There are currently no plans to review the operation of the Barnett formula. The Barnett formula has stood the test of time because it is simple and efficient, and it provides a clear and certain outcome. It is a key part of the arrangements for pooling and sharing risks and resources across the United Kingdom.
We know that if the Government today pass their disgraceful, discriminatory and, some say, illegal cuts to disability support, that will almost certainly lead to a reduction in the Scottish budget as a result of the Barnett formula. That is a deliberate choice that Scottish Labour MPs will be making if they support these cuts, and for which they must answer to their constituents. Will the Chancellor or the Minister tell them, this House and, indeed, the nation exactly how many millions of pounds they will voting to take out of the pockets of disabled and vulnerable people in Scotland, many of whom voted for Labour almost a year ago?
One thing I can tell the Scottish people, and indeed the House, is that it is this Labour Government who have given the largest real-terms increase in spending to the Scottish Government since devolution began—billions and billions of pounds of extra money is going to the Scottish National party Government in Holyrood. On devolved matters, it is for the SNP Government to be accountable for the delivery of public services to people in Scotland, where they are failing on everything from the NHS to welfare and the economy.
In the recent spending review, the Chancellor outlined plans for a multimillion-pound investment in essential building works at Budmouth academy in Weymouth. We welcome that new investment in local schools in our town, and it will enable Budmouth academy finally to upgrade its school buildings. Looking ahead, will the Chancellor work with me to speedily deliver the new investment and ensure that Budmouth academy gets a richly deserved upgrade as soon as possible?
His Majesty’s Revenue and Customs uses a range of data sources to monitor the wealthy population. International exchanges of information, including the common reporting standard and US Foreign Account Tax Compliance Act data, offer opportunities to develop deeper insight into the international financial affairs of some of the UK’s wealthiest taxpayers.
The Government are committed to ensuring that there are fewer sick and disabled people in poverty by helping them into work and getting them off NHS waiting lists. That is why at the spring statement we announced the largest investment in employment support in at least a generation. The Government have already taken action to tackle poverty, including with the fair repayment rate, which lowers the cap on deductions in universal credit, and we have increased the national living wage by 6.7%. Beyond that, we are investing to reduce poverty by expanding free school meals and investing in a £1 billion settlement for crisis support. We will set out our child poverty strategy in the autumn. We have invested £29 billion in reducing NHS waiting lists, and since we took office there are 385,000 more people in work.

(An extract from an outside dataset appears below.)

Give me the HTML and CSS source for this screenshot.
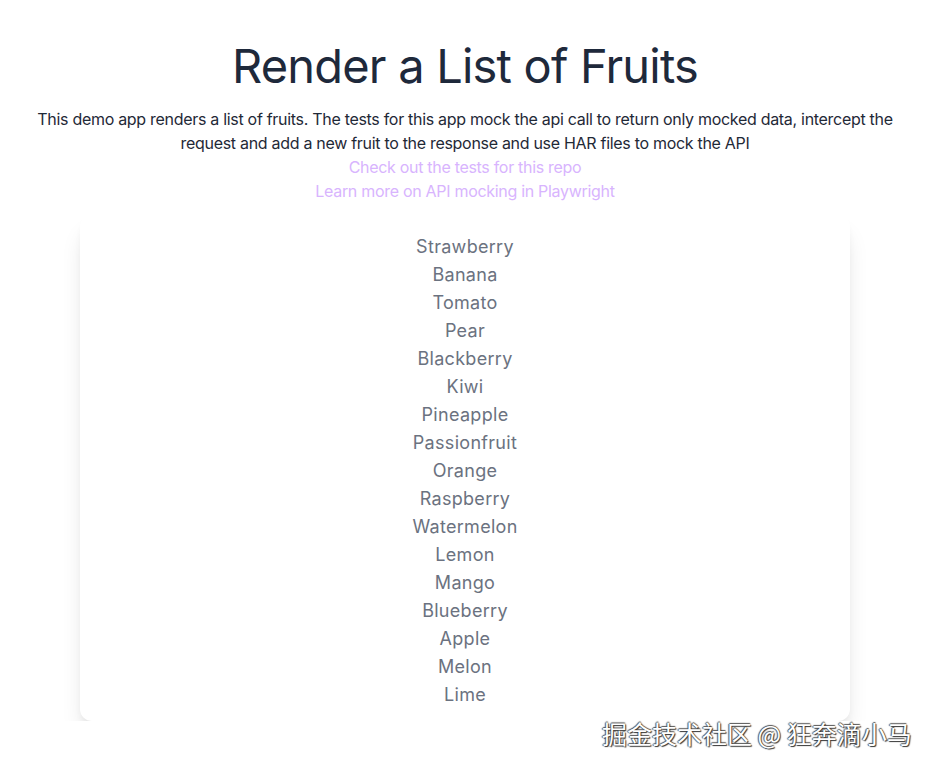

The Minister will no doubt be aware of reports of the so-called exodus of millionaires. Those reports are from “high profile individuals” and city spokespeople, but there are rarely hard numbers behind them. Are Treasury Ministers able to verify the Tax Justice Network’s research that says that just 0.3% of millionaires have exited the UK and that that number has remained low and stable over the past decade, and will they publish their own figures as well?
When considering fiscal measures or financial changes, the figures that matter are those provided by the Office for Budget Responsibility. The OBR has certified that the non-dom reforms that the Government have implemented will raise £33.8 billion in total revenue, and that figure accounts for some non-doms who are ineligible for the new regime choosing to leave the UK.
Public investment makes us all more prosperous, but clearly that public investment, in our roads, rail and energy infrastructure, needs to be paid for. Will the Minister set out how we are funding that public investment by taxing the very richest people in this country?
My hon. Friend is absolutely correct that our changes to the non-dom reporting regime are essential to raise billions of pounds to support the public finances and get our public services back on their feet. I contrast that with some of the proposals set out by opposition parties. Indeed, Reform UK’s plans are for a tax cut for foreign billionaires.
In her Budget last year, the Chancellor tucked away about £10 billion over the next couple of years from reform to the non-dom tax regime. It is important to remember that the OBR said in its fiscal outlook that that figure was “highly uncertain”, and a high-level survey by Oxford Economics found that fully two thirds of non-doms are considering leaving the country in the next couple years as a direct result of those policies. That implies not an increase of £10 billion but a decrease of £8 billion. The Chancellor has created a fiscal black hole of £18 billion with just one policy alone. In this week of heroic U-turns from the Government Front Bench, will the Minister confirm whether they will be axing this tax? When will it finally be condemned to the history books?
I am not really sure whether there was a policy suggestion in that comment or not. As the shadow Minister will know, the fiscal black hole that we had to address when we won the general election was the £22 billion black hole that the Conservatives left after their mismanagement of the economy. As I said, the Office for Budget Responsibility has confirmed that our reforms to the non-dom regime, with our removal of non-dom tax status, will raise £33.8 billion over the five years of the forecast. It is the OBR’s figures that we will trust in that regard.